DATA LINES:
>> Start

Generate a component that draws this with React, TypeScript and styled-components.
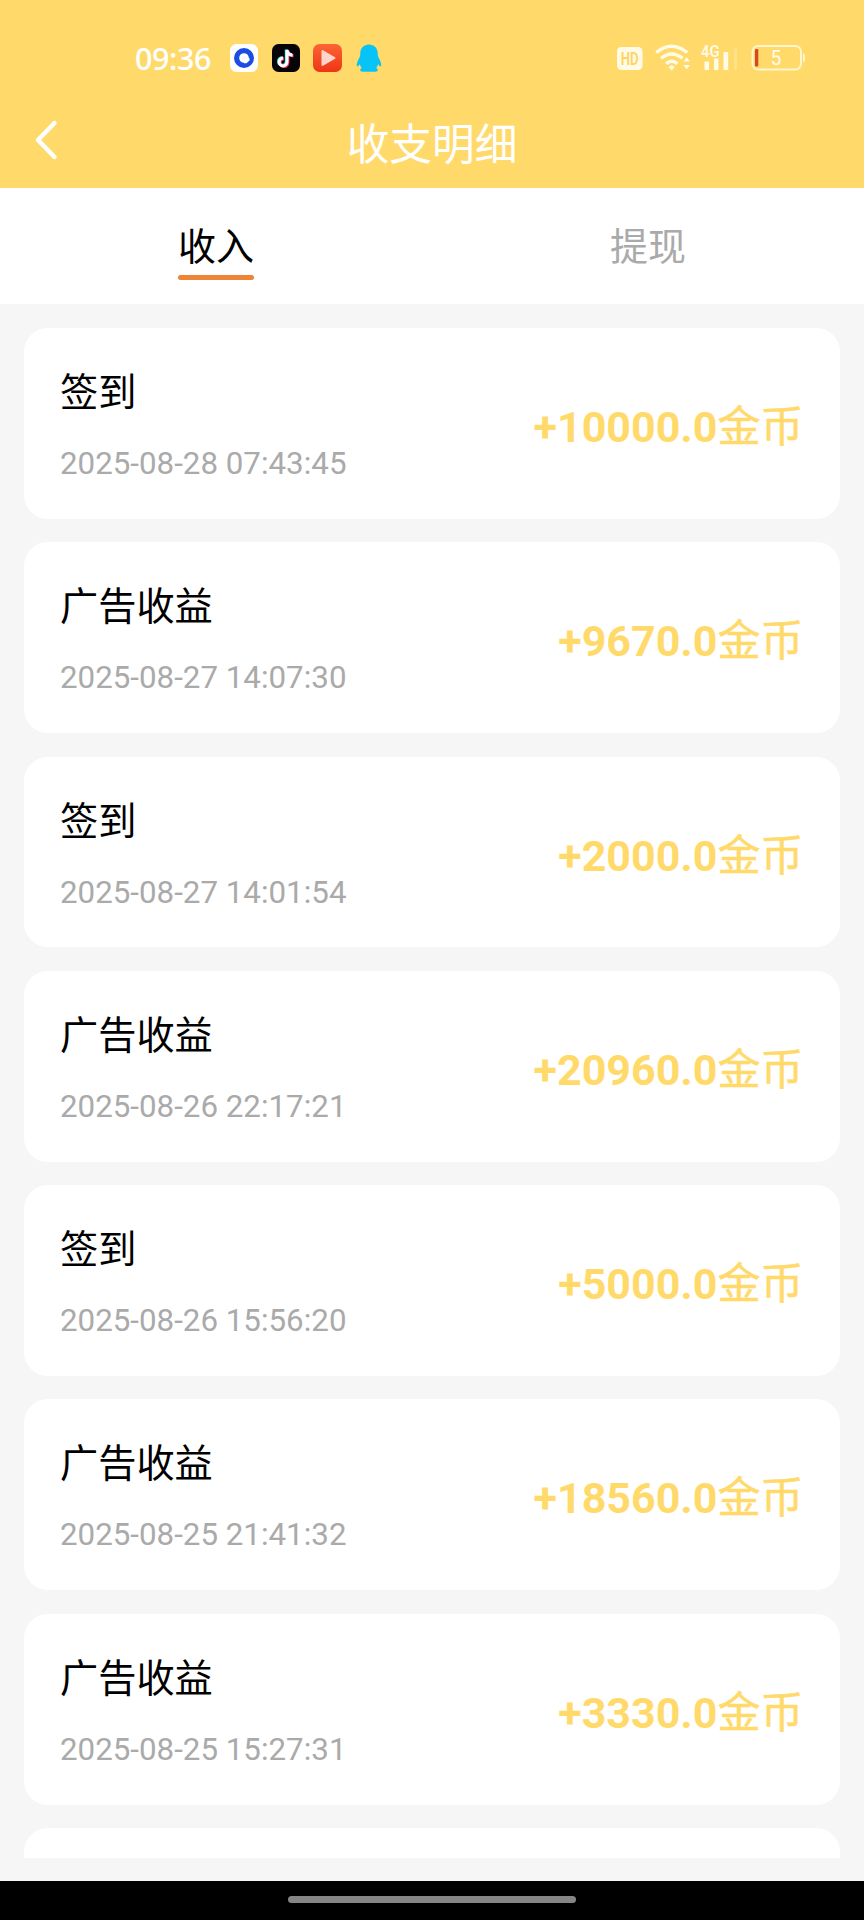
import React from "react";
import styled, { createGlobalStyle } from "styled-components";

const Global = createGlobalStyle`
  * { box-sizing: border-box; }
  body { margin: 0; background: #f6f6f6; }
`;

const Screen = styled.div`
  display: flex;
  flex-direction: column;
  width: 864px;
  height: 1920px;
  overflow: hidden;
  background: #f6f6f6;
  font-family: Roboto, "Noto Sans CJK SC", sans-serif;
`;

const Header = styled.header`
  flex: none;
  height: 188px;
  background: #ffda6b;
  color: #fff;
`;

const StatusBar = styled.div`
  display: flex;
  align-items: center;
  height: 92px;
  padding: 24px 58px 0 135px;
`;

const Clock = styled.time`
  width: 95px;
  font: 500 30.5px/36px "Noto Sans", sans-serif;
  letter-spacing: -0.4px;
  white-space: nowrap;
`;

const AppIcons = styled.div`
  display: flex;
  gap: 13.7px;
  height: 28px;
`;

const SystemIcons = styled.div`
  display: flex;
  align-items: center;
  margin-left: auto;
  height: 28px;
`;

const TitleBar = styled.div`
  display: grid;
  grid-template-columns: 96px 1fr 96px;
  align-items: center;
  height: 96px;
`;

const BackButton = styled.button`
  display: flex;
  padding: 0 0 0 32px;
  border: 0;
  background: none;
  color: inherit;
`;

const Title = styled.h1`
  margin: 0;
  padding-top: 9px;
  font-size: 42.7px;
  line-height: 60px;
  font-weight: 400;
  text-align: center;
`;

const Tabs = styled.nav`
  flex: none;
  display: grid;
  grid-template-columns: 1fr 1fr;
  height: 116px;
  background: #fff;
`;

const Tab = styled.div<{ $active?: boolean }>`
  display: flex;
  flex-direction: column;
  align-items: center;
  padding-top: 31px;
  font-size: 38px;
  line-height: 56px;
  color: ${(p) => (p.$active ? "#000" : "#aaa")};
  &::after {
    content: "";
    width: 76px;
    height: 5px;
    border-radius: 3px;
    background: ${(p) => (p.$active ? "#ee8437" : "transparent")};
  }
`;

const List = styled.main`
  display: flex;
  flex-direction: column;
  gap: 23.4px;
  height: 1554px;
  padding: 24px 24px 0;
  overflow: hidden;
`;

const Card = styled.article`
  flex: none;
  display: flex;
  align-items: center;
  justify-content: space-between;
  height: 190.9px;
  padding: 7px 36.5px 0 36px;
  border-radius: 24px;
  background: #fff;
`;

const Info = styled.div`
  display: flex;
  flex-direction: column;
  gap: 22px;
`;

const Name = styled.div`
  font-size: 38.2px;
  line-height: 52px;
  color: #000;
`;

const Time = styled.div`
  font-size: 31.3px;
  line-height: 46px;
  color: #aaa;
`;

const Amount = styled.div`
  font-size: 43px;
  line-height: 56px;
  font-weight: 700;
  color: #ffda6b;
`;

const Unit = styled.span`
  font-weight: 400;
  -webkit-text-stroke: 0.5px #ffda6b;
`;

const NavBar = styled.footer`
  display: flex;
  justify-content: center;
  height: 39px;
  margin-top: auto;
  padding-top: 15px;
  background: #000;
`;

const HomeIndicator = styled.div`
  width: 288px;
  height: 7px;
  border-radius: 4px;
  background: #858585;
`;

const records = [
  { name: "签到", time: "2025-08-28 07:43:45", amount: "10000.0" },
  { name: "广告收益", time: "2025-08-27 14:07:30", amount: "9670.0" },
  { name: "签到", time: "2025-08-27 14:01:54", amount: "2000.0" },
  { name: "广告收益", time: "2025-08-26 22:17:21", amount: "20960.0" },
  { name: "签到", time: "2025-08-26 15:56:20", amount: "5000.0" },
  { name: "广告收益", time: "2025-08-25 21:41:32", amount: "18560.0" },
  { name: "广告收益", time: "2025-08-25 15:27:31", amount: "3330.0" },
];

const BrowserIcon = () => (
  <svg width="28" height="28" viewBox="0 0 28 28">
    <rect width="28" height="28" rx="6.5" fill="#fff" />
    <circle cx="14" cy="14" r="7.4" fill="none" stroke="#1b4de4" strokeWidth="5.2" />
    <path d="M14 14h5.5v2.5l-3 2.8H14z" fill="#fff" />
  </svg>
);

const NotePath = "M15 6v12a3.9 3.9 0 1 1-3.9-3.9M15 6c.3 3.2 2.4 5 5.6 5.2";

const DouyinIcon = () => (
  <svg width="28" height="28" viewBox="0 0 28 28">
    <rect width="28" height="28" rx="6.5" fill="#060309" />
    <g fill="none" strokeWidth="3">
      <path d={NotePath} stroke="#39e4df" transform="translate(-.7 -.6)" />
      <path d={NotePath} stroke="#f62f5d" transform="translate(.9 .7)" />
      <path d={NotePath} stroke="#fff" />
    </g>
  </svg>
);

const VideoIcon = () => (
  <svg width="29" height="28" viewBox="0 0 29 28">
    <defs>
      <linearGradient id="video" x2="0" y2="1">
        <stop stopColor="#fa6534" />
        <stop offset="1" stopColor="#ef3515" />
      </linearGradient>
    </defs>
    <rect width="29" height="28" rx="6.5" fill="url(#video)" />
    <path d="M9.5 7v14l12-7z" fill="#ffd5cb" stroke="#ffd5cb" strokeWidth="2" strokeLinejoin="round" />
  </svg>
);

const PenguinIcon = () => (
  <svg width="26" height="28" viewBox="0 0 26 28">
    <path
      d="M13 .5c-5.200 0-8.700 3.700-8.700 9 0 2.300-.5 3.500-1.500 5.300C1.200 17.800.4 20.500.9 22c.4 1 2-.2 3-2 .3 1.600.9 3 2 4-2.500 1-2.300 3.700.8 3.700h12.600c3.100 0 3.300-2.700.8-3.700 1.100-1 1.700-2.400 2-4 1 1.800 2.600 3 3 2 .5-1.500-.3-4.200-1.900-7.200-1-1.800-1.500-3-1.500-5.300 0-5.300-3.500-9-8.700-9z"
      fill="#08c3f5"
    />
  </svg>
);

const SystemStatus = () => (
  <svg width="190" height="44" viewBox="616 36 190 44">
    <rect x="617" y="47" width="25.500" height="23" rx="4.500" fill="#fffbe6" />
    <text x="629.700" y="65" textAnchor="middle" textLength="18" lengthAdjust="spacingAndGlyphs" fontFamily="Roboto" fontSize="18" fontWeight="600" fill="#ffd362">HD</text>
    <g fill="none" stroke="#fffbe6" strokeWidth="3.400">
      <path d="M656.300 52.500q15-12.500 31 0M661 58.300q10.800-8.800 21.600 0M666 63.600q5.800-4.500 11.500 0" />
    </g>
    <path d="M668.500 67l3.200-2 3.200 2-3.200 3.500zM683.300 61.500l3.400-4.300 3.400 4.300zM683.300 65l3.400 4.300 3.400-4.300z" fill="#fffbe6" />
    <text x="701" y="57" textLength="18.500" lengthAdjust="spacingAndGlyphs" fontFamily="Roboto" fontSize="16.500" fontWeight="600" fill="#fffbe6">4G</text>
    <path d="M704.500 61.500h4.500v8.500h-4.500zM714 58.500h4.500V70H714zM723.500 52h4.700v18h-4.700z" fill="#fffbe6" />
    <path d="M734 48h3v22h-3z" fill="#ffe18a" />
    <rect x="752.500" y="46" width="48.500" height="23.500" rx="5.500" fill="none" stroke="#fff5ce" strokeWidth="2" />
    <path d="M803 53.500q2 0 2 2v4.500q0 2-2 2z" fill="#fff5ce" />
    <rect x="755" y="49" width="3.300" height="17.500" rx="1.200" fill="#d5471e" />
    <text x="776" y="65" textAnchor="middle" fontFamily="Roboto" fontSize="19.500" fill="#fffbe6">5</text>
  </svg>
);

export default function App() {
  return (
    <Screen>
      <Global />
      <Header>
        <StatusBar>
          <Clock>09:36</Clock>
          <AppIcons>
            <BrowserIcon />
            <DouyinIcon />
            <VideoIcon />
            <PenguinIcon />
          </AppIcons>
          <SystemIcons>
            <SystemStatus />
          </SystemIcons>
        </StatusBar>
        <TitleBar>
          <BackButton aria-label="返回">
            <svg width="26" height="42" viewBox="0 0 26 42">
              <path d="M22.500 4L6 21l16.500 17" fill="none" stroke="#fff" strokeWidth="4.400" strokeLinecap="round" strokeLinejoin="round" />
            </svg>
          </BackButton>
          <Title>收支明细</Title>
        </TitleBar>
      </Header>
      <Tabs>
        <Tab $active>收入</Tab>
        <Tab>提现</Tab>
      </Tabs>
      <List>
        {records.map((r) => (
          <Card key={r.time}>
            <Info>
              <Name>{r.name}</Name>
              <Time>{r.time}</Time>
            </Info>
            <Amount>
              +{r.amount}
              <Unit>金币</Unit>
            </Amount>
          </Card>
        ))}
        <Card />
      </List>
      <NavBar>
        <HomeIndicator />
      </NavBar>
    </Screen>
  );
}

>> End

TASK DESCRIPTION: Copy each line of the listing that contains the string "React".

EXPECTED OUTPUT:
Generate a component that draws this with React, TypeScript and styled-components.
import React from "react";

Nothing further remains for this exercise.